O dirigente da UNITA lamentou, por outro lado, que as duas Comissões Parlamentares de Inquérito (CPI) pedidas na Assembleia Nacional (AN) pelo partido tenham continuado “na gaveta”.
Uma diz respeito ao Fundo Soberano de Angola, no valor de 5.700 milhões de dólares (4,870 milhões de euros), valor “superior à expectativa da intervenção do FMI”, apresentada no Parlamento em Dezembro de 2017.
“Continua nalguma gaveta da AN, procurando impedir transparência e responsabilização dos actores dos roubos descarados a fundos públicos, extremamente necessários aos graves desafios sociais e económicos. (…) As estruturas judiciais não são agilizadas para recuperar esses valores e trazê-los a uma gestão transparente. É inaceitável a versão de que não se pode fazer nada perante os contratos assinados”, afirmou.
A segunda, formalizada em Março deste ano, diz respeito à dívida pública, cujo volume, segundo a UNITA, “pode já ultrapassar os 50.000 milhões de dólares” (42,7 mil milhões de euros), montante “assustador”, mesmo “sabendo que boa parte dela é falsa”, indicou Adalberto da Costa Júnior.
O dirigente a UNITA lembrou as declarações da secretária de Estado do Tesouro de Angola, proferidas pouco depois de Março, em que Vera Daves assumiu que 25% da dívida pública era falsa.
“Que estranho. Estas declarações que vinculam o executivo não ajudaram a que se dê andamento à CPI”, afirmou Adalberto da Costa Júnior.
E as tretas de 2016?
Recorde-se, entretanto, que em Janeiro de 2016 o governo disse também que iria lançar um programa de resposta à quebra das receitas associada à venda do petróleo, prevendo cortar nas importações de bens e serviços, além de medidas nos domínios fiscal e monetário.
O anúncio constou do comunicado da reunião conjunta das comissões Económica e para a Economia Real do Conselho de Ministros, realizada sob orientação do então Presidente angolano, também Titular do Poder Executivo e líder do MPLA, que analisou o memorando sobre as “Linhas Mestras para a Definição de uma Estratégia para a Saída da Crise Derivada da Queda do Preço do Petróleo no Mercado Internacional”.
O documento, segundo a informação enviada à comunicação social, iria identificar “as medidas que devem ser adoptadas nos domínios fiscal, monetário, da comercialização externa e do sector real da economia”, com vista “a substituir o petróleo como fonte principal de receita, a controlar a expansão do défice e do endividamento, a melhorar a eficiência e a eficácia dos investimentos privados”.
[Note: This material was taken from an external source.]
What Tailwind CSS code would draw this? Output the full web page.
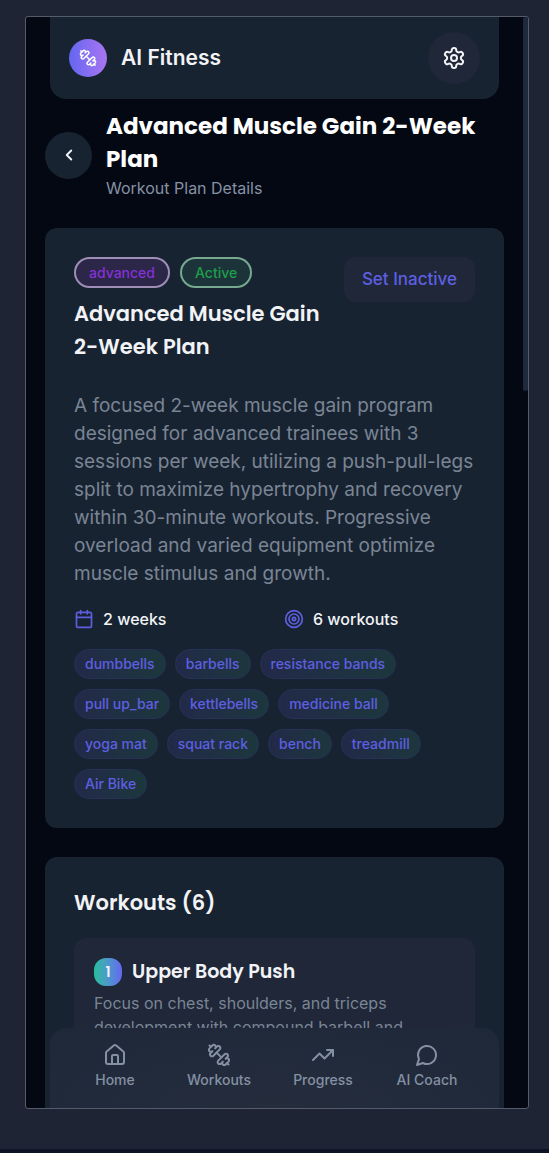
<!DOCTYPE html>
<html lang="en">
<head>
<meta charset="utf-8">
<meta name="viewport" content="width=device-width, initial-scale=1">
<title>AI Fitness</title>
<script src="https://cdn.jsdelivr.net/npm/@tailwindcss/browser@4"></script>
</head>
<body class="flex h-screen flex-col border-b-4 border-[#0d1325] bg-[#1e2433] pt-4 pr-5 pb-10 pl-[25px] font-['Inter',sans-serif] text-[#f1f3f6]">

<svg class="hidden" aria-hidden="true">
  <symbol id="dumbbell" viewBox="0 0 24 24" fill="none" stroke="currentColor" stroke-width="2" stroke-linecap="round" stroke-linejoin="round">
    <path d="M14.4 14.4 9.6 9.6"/>
    <path d="M18.657 21.485a2 2 0 1 1-2.829-2.828l-1.767 1.768a2 2 0 1 1-2.829-2.829l6.364-6.364a2 2 0 1 1 2.829 2.829l-1.768 1.767a2 2 0 1 1 2.828 2.829z"/>
    <path d="m21.5 21.5-1.4-1.4"/><path d="M3.9 3.9 2.5 2.5"/>
    <path d="M6.404 12.768a2 2 0 1 1-2.829-2.829l1.768-1.767a2 2 0 1 1-2.828-2.829l2.828-2.828a2 2 0 1 1 2.829 2.828l1.767-1.768a2 2 0 1 1 2.829 2.829z"/>
  </symbol>
</svg>

<div class="relative flex min-h-0 flex-1 overflow-hidden rounded-[3px] border border-[#545b6b] bg-[#030813]">
  <div class="min-w-0 flex-1 overflow-hidden">
    <header class="mx-6 flex h-[82px] items-center rounded-b-2xl bg-[#182331] px-[19px]">
      <span class="flex size-[38px] items-center justify-center rounded-full bg-linear-to-r from-[#6366f1] to-[#a875f0] text-white"><svg class="size-[18px]"><use href="#dumbbell"/></svg></span>
      <span class="ml-[14px] flex-1 text-[21px] font-semibold">AI Fitness</span>
      <button type="button" aria-label="Settings" class="flex size-[52px] items-center justify-center rounded-full bg-[#1f2738]">
        <svg class="size-6" viewBox="0 0 24 24" fill="none" stroke="currentColor" stroke-width="2" stroke-linecap="round" stroke-linejoin="round"><path d="M12.22 2h-.44a2 2 0 0 0-2 2v.18a2 2 0 0 1-1 1.73l-.43.25a2 2 0 0 1-2 0l-.15-.08a2 2 0 0 0-2.73.73l-.22.38a2 2 0 0 0 .73 2.73l.15.1a2 2 0 0 1 1 1.72v.51a2 2 0 0 1-1 1.74l-.15.09a2 2 0 0 0-.73 2.73l.22.38a2 2 0 0 0 2.73.73l.15-.08a2 2 0 0 1 2 0l.43.25a2 2 0 0 1 1 1.73V20a2 2 0 0 0 2 2h.44a2 2 0 0 0 2-2v-.18a2 2 0 0 1 1-1.73l.43-.25a2 2 0 0 1 2 0l.15.08a2 2 0 0 0 2.73-.73l.22-.39a2 2 0 0 0-.73-2.73l-.15-.08a2 2 0 0 1-1-1.74v-.5a2 2 0 0 1 1-1.74l.15-.09a2 2 0 0 0 .73-2.73l-.22-.38a2 2 0 0 0-2.73-.73l-.15.08a2 2 0 0 1-2 0l-.43-.25a2 2 0 0 1-1-1.73V4a2 2 0 0 0-2-2z"/><circle cx="12" cy="12" r="3"/></svg>
      </button>
    </header>

    <main class="px-[19px] pt-[11px]">
      <div class="flex items-center gap-[14px]">
        <button type="button" aria-label="Back" class="flex size-[47px] shrink-0 items-center justify-center rounded-full bg-[#182331]">
          <svg class="size-[18px]" viewBox="0 0 24 24" fill="none" stroke="currentColor" stroke-width="2.5" stroke-linecap="round" stroke-linejoin="round"><path d="m15 18-6-6 6-6"/></svg>
        </button>
        <div>
          <h1 class="font-['Poppins','Inter',sans-serif] text-[23px] leading-[33px] font-bold text-white">Advanced Muscle Gain 2-Week Plan</h1>
          <p class="text-base leading-6 text-[#8692a5]">Workout Plan Details</p>
        </div>
      </div>

      <section class="mt-7 rounded-xl bg-[#182331] p-[29px]">
        <div class="flex items-start justify-between">
          <div class="w-[260px]">
            <div class="flex gap-[10px]">
              <span class="flex h-[31px] items-center rounded-full border-2 border-[#bba8d0]/80 bg-[#2c2649] px-[13px] text-sm font-medium text-[#8531d5]">advanced</span>
              <span class="flex h-[31px] items-center rounded-full border-2 border-[#8dc7a5]/80 bg-[#1c3439] px-[13px] text-sm font-medium text-[#1c9f4b]">Active</span>
            </div>
            <h2 class="mt-[9px] font-['Poppins','Inter',sans-serif] text-[21px] leading-[33px] font-semibold">Advanced Muscle Gain 2-Week Plan</h2>
          </div>
          <button type="button" class="h-[45px] shrink-0 rounded-xl bg-[#1f2738] px-[18px] text-[17px] font-medium text-[#5e5fe0]">Set Inactive</button>
        </div>
        <p class="mt-[29px] text-[19px] leading-7 text-[#7a8595]">A focused 2-week muscle gain program designed for advanced trainees with 3 sessions per week, utilizing a push-pull-legs split to maximize hypertrophy and recovery within 30-minute workouts. Progressive overload and varied equipment optimize muscle stimulus and growth.</p>
        <div class="mt-[19px] grid grid-cols-2 gap-[19px] text-base leading-6 font-medium">
          <div class="flex items-center gap-[9px]">
            <svg class="size-5 text-[#5e5fe0]" viewBox="0 0 24 24" fill="none" stroke="currentColor" stroke-width="2" stroke-linecap="round" stroke-linejoin="round"><path d="M8 2v4M16 2v4M3 10h18"/><rect x="3" y="4" width="18" height="18" rx="2"/></svg>
            <span>2 weeks</span>
          </div>
          <div class="flex items-center gap-[9px]">
            <svg class="size-5 text-[#5e5fe0]" viewBox="0 0 24 24" fill="none" stroke="currentColor" stroke-width="2"><circle cx="12" cy="12" r="10"/><circle cx="12" cy="12" r="6"/><circle cx="12" cy="12" r="2"/></svg>
            <span>6 workouts</span>
          </div>
        </div>
        <ul class="mt-[18px] flex flex-wrap gap-x-[9px] gap-y-[10px] text-sm leading-7 font-medium text-[#5e5fe0] *:rounded-full *:border *:border-[#273157] *:bg-linear-to-r *:from-[#222949] *:to-[#1c373d] *:px-[10px]">
          <li>dumbbells</li><li>barbells</li><li>resistance bands</li><li>pull up_bar</li><li>kettlebells</li><li>medicine ball</li><li>yoga mat</li><li>squat rack</li><li>bench</li><li>treadmill</li><li>Air Bike</li>
        </ul>
      </section>

      <section class="mt-[29px] rounded-xl bg-[#182331] p-[29px] pb-24">
        <h2 class="font-['Poppins','Inter',sans-serif] text-[21px] leading-[33px] font-semibold">Workouts (6)</h2>
        <article class="mt-[19px] rounded-xl bg-[#1f2738] p-5">
          <div class="flex items-center gap-[10px]">
            <span class="flex size-7 items-center justify-center rounded-xl bg-linear-to-r from-[#25bd9b] to-[#6366f1] font-['Poppins','Inter',sans-serif] text-sm font-semibold">1</span>
            <h3 class="font-['Poppins','Inter',sans-serif] text-[19px] leading-7 font-semibold">Upper Body Push</h3>
          </div>
          <p class="mt-[5px] text-base leading-6 text-[#7a8595]">Focus on chest, shoulders, and triceps development with compound barbell and dumbbell movements.</p>
        </article>
      </section>
    </main>
  </div>

  <div class="w-[5px] shrink-0"><div class="h-[374px] rounded-[3px] bg-[#1e293b]"></div></div>

  <nav class="absolute right-[29px] bottom-0 left-6 grid h-20 grid-cols-4 rounded-t-2xl bg-radial-[at_50%_100%] from-[#252d3d] to-[#1e2838] pt-[15px] pr-5 pl-[13px] text-sm leading-5 font-medium text-[#8490a3]">
    <a href="#home" class="flex flex-col items-center gap-[3px]"><svg class="size-6" viewBox="0 0 24 24" fill="none" stroke="currentColor" stroke-width="2" stroke-linecap="round" stroke-linejoin="round"><path d="M15 21v-8a1 1 0 0 0-1-1h-4a1 1 0 0 0-1 1v8"/><path d="M3 10a2 2 0 0 1 .709-1.528l7-5.999a2 2 0 0 1 2.582 0l7 5.999A2 2 0 0 1 21 10v9a2 2 0 0 1-2 2H5a2 2 0 0 1-2-2z"/></svg>Home</a>
    <a href="#workouts" class="flex flex-col items-center gap-[3px]"><svg class="size-6"><use href="#dumbbell"/></svg>Workouts</a>
    <a href="#progress" class="flex flex-col items-center gap-[3px]"><svg class="size-6" viewBox="0 0 24 24" fill="none" stroke="currentColor" stroke-width="2" stroke-linecap="round" stroke-linejoin="round"><path d="m22 7-8.500 8.500-5-5L2 17"/><path d="M16 7h6v6"/></svg>Progress</a>
    <a href="#coach" class="flex flex-col items-center gap-[3px]"><svg class="size-6" viewBox="0 0 24 24" fill="none" stroke="currentColor" stroke-width="2" stroke-linecap="round" stroke-linejoin="round"><path d="M7.900 20A9 9 0 1 0 4 16.100L2 22Z"/></svg>AI Coach</a>
  </nav>
</div>
</body>
</html>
Entre os objectivos do Governo, com este plano para reagir à crise, estava ainda o aumento da produção nacional e a promoção da exportação de bens e serviços “a curto prazo”.
“Ele visa igualmente aumentar a receita tributária não petrolífera, optimizar a despesa pública e racionalizar a importação de bens e serviços”, lê-se no comunicado da reunião do Conselho de Ministros, orientada por José Eduardo dos Santos.
E a UNITA perguntava
Nessa mesma altura, o presidente da UNITA questionou o Presidente da República sobre o paradeiro dos mais de 160 mil milhões de dólares provenientes do petróleo desde 2011.
Isaías Samakuva, que discursava na abertura de um seminário metodológico para os quadros do seu partido, considerou que o país enfrentava a actual crise porque José Eduardo Dos Santos não diz onde está o dinheiro dos angolanos.
”Foram colocados à guarda do Presidente da República cerca de 130 mil milhões de dólares da reserva estratégica financeira petrolífera para infra-estruturas de base e 37 mil milhões do Fundo Diferencial do Preço do Petróleo”, acusou Samakuva, que queria saber se o dinheiro “está dentro do país ou fora e em nome de quem”.
O presidente da UNITA disse também que Angola sofre de doença terminal porque falta um pouco de tudo.
”Não há oxigénio nem máquina de raio x a funcionar nos hospitais, não há merenda escolar para as crianças, não há dinheiro nos cofres do Estado para pagar empresas, o país está doente, um tratamento de choque pode ser fatal para um corpo debilitado e canceroso de um país doente, por isso vamos privilegiar a função da mediação”, concluiu Isaías Samakuva.